New requirements for senior project lead to fewer participants

by Amanda Malool
New guidelines for senior project applications have resulted in a drop in the number of students taking part in the end-of-year program.
This year, 64 seniors applied and 48 were approved to engage in various career-oriented internships during the last six weeks of school. An additional 22 will shadow educators in district schools as a part of the Tomorrow’s Teachers class. Last year, 114 seniors applied, and 92 were accepted, along with 18 student teachers.

The first step in the new application process is to obtain counselor verification that the proposed project is related to the senior’s career goals.
“[Principal] Dr. Heisey wanted it to be more rigorous so students could link it to their possible careers, instead of just using senior project to skip class,” said vice principal Timothy Donahue.
“After the AP tests, the school year winds down, but I wanted to be doing something involving my intended major,” said senior Jamie Rauch. “I’m going to be a psych major, and there is a lot of confidentiality surrounding the practice of psychology, so shadowing a guidance counselor was the closest I could get to the real thing.”
Many students initially applied for the project, but some withdrew their application during the second phase in which applicants are required to write a research paper.
“There was an essay to get in [to the program], and then another essay once you moved on to the next step,” said senior Hailee Sciara, who decided not to participate. “I thought it would be a waste of my time because I was also writing college essays, scholarship essays and honors program essays.”
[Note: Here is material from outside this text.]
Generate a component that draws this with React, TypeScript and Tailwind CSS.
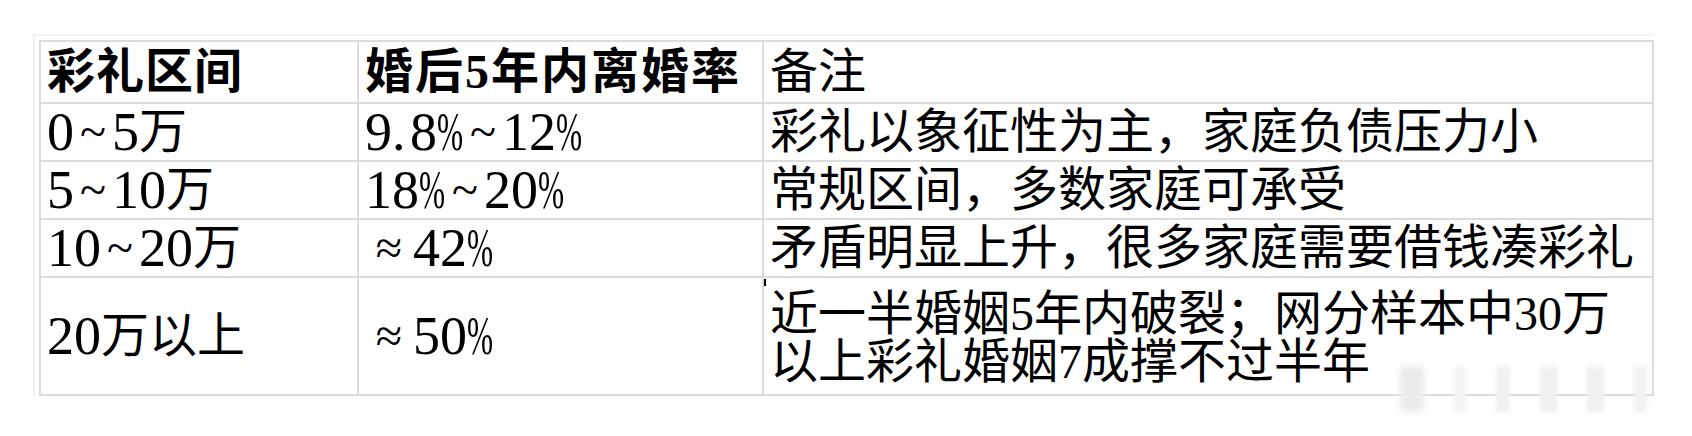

In prior years, all seniors participating in the project were excused from final exams, but now students with less than an A- in any class may be required to return to school to take a modified final exam in that subject. Additionally, the time frame for the project is shorter.
The process was “difficult compared to previous years, but not unmanageable [and] really about your ability to see past the effort of the process and the stages,” said Rauch.
For members of Tomorrow’s Teachers, the scope of the project is relatively unchanged.
“I am a Hebrew school aide and I babysit all the time, so having the chance to teach in the classroom during the day is really exciting,” said senior Emily Koprowski, who will begin observing her mentor, Evergreen School second-grade teacher Debbie Skaar, on May 13.